## Begin DATA

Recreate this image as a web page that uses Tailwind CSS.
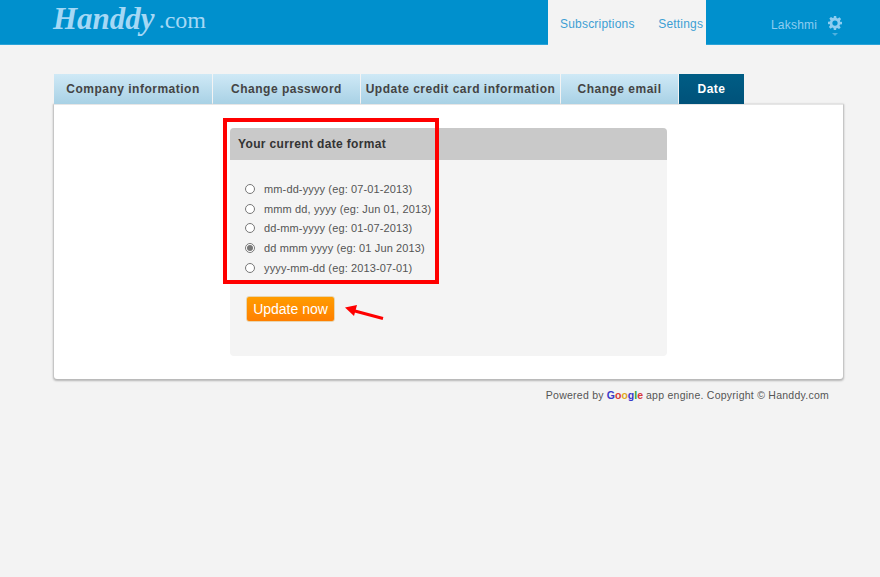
<!DOCTYPE html>
<html lang="en">
<head>
  <meta charset="UTF-8" />
  <title>Handdy - Date format</title>
  <script src="https://cdn.jsdelivr.net/npm/@tailwindcss/browser@4"></script>
</head>
<body class="h-[577px] w-[880px] overflow-hidden bg-[#f3f3f3] font-['Liberation_Sans',Arial,sans-serif] text-[#444]">

  <!-- top bar -->
  <header class="flex h-[45px] border-b border-[#2ba3d8] bg-[#0090cd]">
    <div class="ml-[53px] flex h-[44px] w-[495px] items-start pt-[1px] text-[#a5d8f5]">
      <span class="font-['Liberation_Serif',serif] text-[31px] leading-[36px] font-bold italic">Handdy</span>
      <span class="ml-[4px] font-['Liberation_Serif',serif] text-[24px] leading-[38px]">.com</span>
    </div>
    <div class="-mb-px w-[158px] bg-[#f3f3f3] pt-[17px] text-[12px] leading-[14px] tracking-[0.2px] text-[#3d9fd4]">
      <a class="ml-[12px]">Subscriptions</a>
      <a class="ml-[20px]">Settings</a>
    </div>
    <div class="relative flex-1 pt-[18px] text-[12px] leading-[14px] tracking-[0.2px] text-[#8fcdf0]">
      <span class="ml-[65px]">Lakshmi</span>
      <svg class="absolute top-[16px] left-[122px]" width="14" height="14" viewBox="0 0 24 24" fill="#8fcdf0">
        <path fill-rule="evenodd" d="M10 0h4l.6 3.4 2.1.9 2.9-2 2.8 2.8-2 2.9.9 2.1L24 10v4l-3.4.6-.9 2.1 2 2.9-2.8 2.8-2.9-2-2.1.9L14 24h-4l-.6-3.4-2.1-.9-2.9 2-2.8-2.8 2-2.9-.9-2.1L0 14v-4l3.4-.6.9-2.1-2-2.9 2.8-2.8 2.9 2 2.1-.9zM12 7.500a4.500 4.500 0 1 0 0 9 4.500 4.500 0 0 0 0-9z" />
      </svg>
      <svg class="absolute top-[33px] left-[126px]" width="6" height="3" viewBox="0 0 6 3" fill="#4fb0de"><path d="M0 0h6L3 3z" /></svg>
    </div>
  </header>

  <main class="relative ml-[54px] mt-[29px] w-[789px]">
    <!-- tabs -->
    <nav class="flex h-[30px] gap-px text-[12px] leading-[30px] font-bold tracking-[0.5px] text-[#444]">
      <a class="w-[158px] bg-gradient-to-b from-[#cfe9f6] to-[#a8d1e5] text-center">Company information</a>
      <a class="w-[147px] bg-gradient-to-b from-[#cfe9f6] to-[#a8d1e5] text-center">Change password</a>
      <a class="w-[199px] bg-gradient-to-b from-[#cfe9f6] to-[#a8d1e5] text-center">Update credit card information</a>
      <a class="w-[117px] bg-gradient-to-b from-[#cfe9f6] to-[#a8d1e5] text-center">Change email</a>
      <a class="w-[65px] bg-gradient-to-b from-[#005d85] to-[#00527a] text-center text-white">Date</a>
    </nav>

    <!-- card -->
    <section class="h-[275px] rounded-b-[3px] border-t border-[#e6e6e6] bg-white pt-[23px] pl-[176px] shadow-[0_1px_2px_1px_rgba(0,0,0,0.25)]">
      <div class="h-[228px] w-[437px] rounded-[4px] bg-[#f4f4f4]">
        <h2 class="h-[32px] rounded-t-[4px] bg-[#c9c9c9] pl-[8px] text-[12px] leading-[33px] font-bold tracking-[0.35px] text-[#333]">Your current date format</h2>
        <div class="flex flex-col gap-[5.7px] pt-[22px] pl-[15px] text-[11px] leading-[14px] tracking-[0.13px] text-[#555]">
          <label class="flex items-center"><input type="radio" name="fmt" class="mr-[9px] h-[10px] w-[10px] accent-[#777]" />mm-dd-yyyy (eg: 07-01-2013)</label>
          <label class="flex items-center"><input type="radio" name="fmt" class="mr-[9px] h-[10px] w-[10px] accent-[#777]" />mmm dd, yyyy (eg: Jun 01, 2013)</label>
          <label class="flex items-center"><input type="radio" name="fmt" class="mr-[9px] h-[10px] w-[10px] accent-[#777]" />dd-mm-yyyy (eg: 01-07-2013)</label>
          <label class="flex items-center"><input type="radio" name="fmt" checked class="mr-[9px] h-[10px] w-[10px] accent-[#777]" />dd mmm yyyy (eg: 01 Jun 2013)</label>
          <label class="flex items-center"><input type="radio" name="fmt" class="mr-[9px] h-[10px] w-[10px] accent-[#777]" />yyyy-mm-dd (eg: 2013-07-01)</label>
        </div>
        <button class="mt-[21px] ml-[16px] h-[26px] w-[89px] rounded-[3px] border border-[#e8d5b0] bg-gradient-to-b from-[#ff9c00] to-[#ff7f00] text-[14px] leading-[24px] font-normal text-white">Update now</button>
      </div>
    </section>

    <footer class="mt-[9px] flex justify-end pr-[14px] text-[10.5px] leading-[14px] tracking-[0.25px] text-[#555]">
      Powered by
      <span class="mx-[3px] font-bold tracking-normal"><span class="text-[#3a3ac8]">G</span><span class="text-[#d8383a]">o</span><span class="text-[#e0a81e]">o</span><span class="text-[#3a3ac8]">g</span><span class="text-[#2f9e3a]">l</span><span class="text-[#d8383a]">e</span></span>
      app engine. Copyright © Handdy.com
    </footer>

    <!-- annotations -->
    <div class="absolute top-[44px] left-[169px] h-[166px] w-[216px] border-[4px] border-[#ff0000]"></div>
    <svg class="absolute top-[229px] left-[290px]" width="42" height="20" viewBox="0 0 42 20">
      <path d="M39 15.500 9 7.500" stroke="#f00" stroke-width="3" />
      <path d="M1 4.500 13 2 10 13z" fill="#f00" />
    </svg>
  </main>
</body>
</html>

## End DATA

TASK: Reproduce all of the data exactly, omitting each picture it holds.

TASK RESPONSE:
Recreate this image as a web page that uses Tailwind CSS.
<!DOCTYPE html>
<html lang="en">
<head>
  <meta charset="UTF-8" />
  <title>Handdy - Date format</title>
  <script src="https://cdn.jsdelivr.net/npm/@tailwindcss/browser@4"></script>
</head>
<body class="h-[577px] w-[880px] overflow-hidden bg-[#f3f3f3] font-['Liberation_Sans',Arial,sans-serif] text-[#444]">

  <!-- top bar -->
  <header class="flex h-[45px] border-b border-[#2ba3d8] bg-[#0090cd]">
    <div class="ml-[53px] flex h-[44px] w-[495px] items-start pt-[1px] text-[#a5d8f5]">
      <span class="font-['Liberation_Serif',serif] text-[31px] leading-[36px] font-bold italic">Handdy</span>
      <span class="ml-[4px] font-['Liberation_Serif',serif] text-[24px] leading-[38px]">.com</span>
    </div>
    <div class="-mb-px w-[158px] bg-[#f3f3f3] pt-[17px] text-[12px] leading-[14px] tracking-[0.2px] text-[#3d9fd4]">
      <a class="ml-[12px]">Subscriptions</a>
      <a class="ml-[20px]">Settings</a>
    </div>
    <div class="relative flex-1 pt-[18px] text-[12px] leading-[14px] tracking-[0.2px] text-[#8fcdf0]">
      <span class="ml-[65px]">Lakshmi</span>
      <svg class="absolute top-[16px] left-[122px]" width="14" height="14" viewBox="0 0 24 24" fill="#8fcdf0">
        <path fill-rule="evenodd" d="M10 0h4l.6 3.4 2.1.9 2.9-2 2.8 2.8-2 2.9.9 2.1L24 10v4l-3.4.6-.9 2.1 2 2.9-2.8 2.8-2.9-2-2.1.9L14 24h-4l-.6-3.4-2.1-.9-2.9 2-2.8-2.8 2-2.9-.9-2.1L0 14v-4l3.4-.6.9-2.1-2-2.9 2.8-2.8 2.9 2 2.1-.9zM12 7.500a4.500 4.500 0 1 0 0 9 4.500 4.500 0 0 0 0-9z" />
      </svg>
      <svg class="absolute top-[33px] left-[126px]" width="6" height="3" viewBox="0 0 6 3" fill="#4fb0de"><path d="M0 0h6L3 3z" /></svg>
    </div>
  </header>

  <main class="relative ml-[54px] mt-[29px] w-[789px]">
    <!-- tabs -->
    <nav class="flex h-[30px] gap-px text-[12px] leading-[30px] font-bold tracking-[0.5px] text-[#444]">
      <a class="w-[158px] bg-gradient-to-b from-[#cfe9f6] to-[#a8d1e5] text-center">Company information</a>
      <a class="w-[147px] bg-gradient-to-b from-[#cfe9f6] to-[#a8d1e5] text-center">Change password</a>
      <a class="w-[199px] bg-gradient-to-b from-[#cfe9f6] to-[#a8d1e5] text-center">Update credit card information</a>
      <a class="w-[117px] bg-gradient-to-b from-[#cfe9f6] to-[#a8d1e5] text-center">Change email</a>
      <a class="w-[65px] bg-gradient-to-b from-[#005d85] to-[#00527a] text-center text-white">Date</a>
    </nav>

    <!-- card -->
    <section class="h-[275px] rounded-b-[3px] border-t border-[#e6e6e6] bg-white pt-[23px] pl-[176px] shadow-[0_1px_2px_1px_rgba(0,0,0,0.25)]">
      <div class="h-[228px] w-[437px] rounded-[4px] bg-[#f4f4f4]">
        <h2 class="h-[32px] rounded-t-[4px] bg-[#c9c9c9] pl-[8px] text-[12px] leading-[33px] font-bold tracking-[0.35px] text-[#333]">Your current date format</h2>
        <div class="flex flex-col gap-[5.7px] pt-[22px] pl-[15px] text-[11px] leading-[14px] tracking-[0.13px] text-[#555]">
          <label class="flex items-center"><input type="radio" name="fmt" class="mr-[9px] h-[10px] w-[10px] accent-[#777]" />mm-dd-yyyy (eg: 07-01-2013)</label>
          <label class="flex items-center"><input type="radio" name="fmt" class="mr-[9px] h-[10px] w-[10px] accent-[#777]" />mmm dd, yyyy (eg: Jun 01, 2013)</label>
          <label class="flex items-center"><input type="radio" name="fmt" class="mr-[9px] h-[10px] w-[10px] accent-[#777]" />dd-mm-yyyy (eg: 01-07-2013)</label>
          <label class="flex items-center"><input type="radio" name="fmt" checked class="mr-[9px] h-[10px] w-[10px] accent-[#777]" />dd mmm yyyy (eg: 01 Jun 2013)</label>
          <label class="flex items-center"><input type="radio" name="fmt" class="mr-[9px] h-[10px] w-[10px] accent-[#777]" />yyyy-mm-dd (eg: 2013-07-01)</label>
        </div>
        <button class="mt-[21px] ml-[16px] h-[26px] w-[89px] rounded-[3px] border border-[#e8d5b0] bg-gradient-to-b from-[#ff9c00] to-[#ff7f00] text-[14px] leading-[24px] font-normal text-white">Update now</button>
      </div>
    </section>

    <footer class="mt-[9px] flex justify-end pr-[14px] text-[10.5px] leading-[14px] tracking-[0.25px] text-[#555]">
      Powered by
      <span class="mx-[3px] font-bold tracking-normal"><span class="text-[#3a3ac8]">G</span><span class="text-[#d8383a]">o</span><span class="text-[#e0a81e]">o</span><span class="text-[#3a3ac8]">g</span><span class="text-[#2f9e3a]">l</span><span class="text-[#d8383a]">e</span></span>
      app engine. Copyright © Handdy.com
    </footer>

    <!-- annotations -->
    <div class="absolute top-[44px] left-[169px] h-[166px] w-[216px] border-[4px] border-[#ff0000]"></div>
    <svg class="absolute top-[229px] left-[290px]" width="42" height="20" viewBox="0 0 42 20">
      <path d="M39 15.500 9 7.500" stroke="#f00" stroke-width="3" />
      <path d="M1 4.500 13 2 10 13z" fill="#f00" />
    </svg>
  </main>
</body>
</html>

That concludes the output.